Being held on Saturday, April 24 at 10.30am in Memory Park, the ceremony will see local current and ex-serving Defence women, dignitaries and representatives from Penrith RSL Club and Penrith, St Marys, Blaxland and Glenbrook sub-Branches come together.

WVNA Western Sydney Coordinator Del Gaudry told the Weekender the idea came from the local group that focuses on providing support to female veterans.

“The network was formed in Townsville in 2015 for women who had served that felt isolated and had issues different to men, so this friendship group was created to meet socially, share information and support each other,” Ms Gaudry said.

“We meet regularly for casual coffee catch-ups and when planning our events for the last Sunday of each month we saw that our April date fell on ANZAC Day, so we decided to do our own service a few days earlier to recognise women specifically.”

With the gathering being limited to 50 guests due to restrictions, Ms Gaudry said it will still be a special event that could grow and be adopted by the organisation’s other groups around the country.
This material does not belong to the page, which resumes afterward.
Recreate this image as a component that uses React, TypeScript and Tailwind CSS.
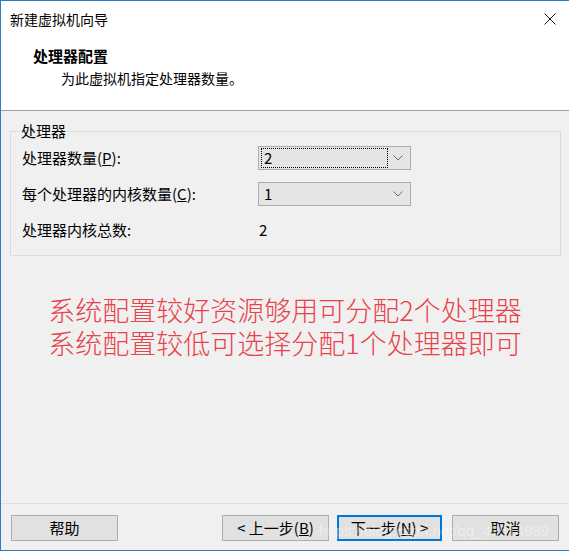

“Both the Penrith club and the sub-Branch have been so supportive of it and have helped us make it happen, so I think it will be lovely as even though I am hoping to march on ANZAC Day, I personally often feel overshadowed at those events,” she said.

“In 2018 there was the ‘By The Left’ campaign because women were sick of being told they were wearing their father’s medals on the wrong side, yet they had actually served, so we just want to show from nurses to fighter pilots that women have been in a number of ADF roles for over 100 years.”

While women have gained recognition for their services, there’s still work to be done to reach equality.

“Some women have done an amazing job serving but then have not been invited to some of the sub-Branches and told they can come to make cups of tea,” Ms Gaudry said.

“We hope that the service will help to demonstrate that women will continue to be a part of Defence in both traditional and emerging roles, regardless of what societal stereotypes are played out in some media.”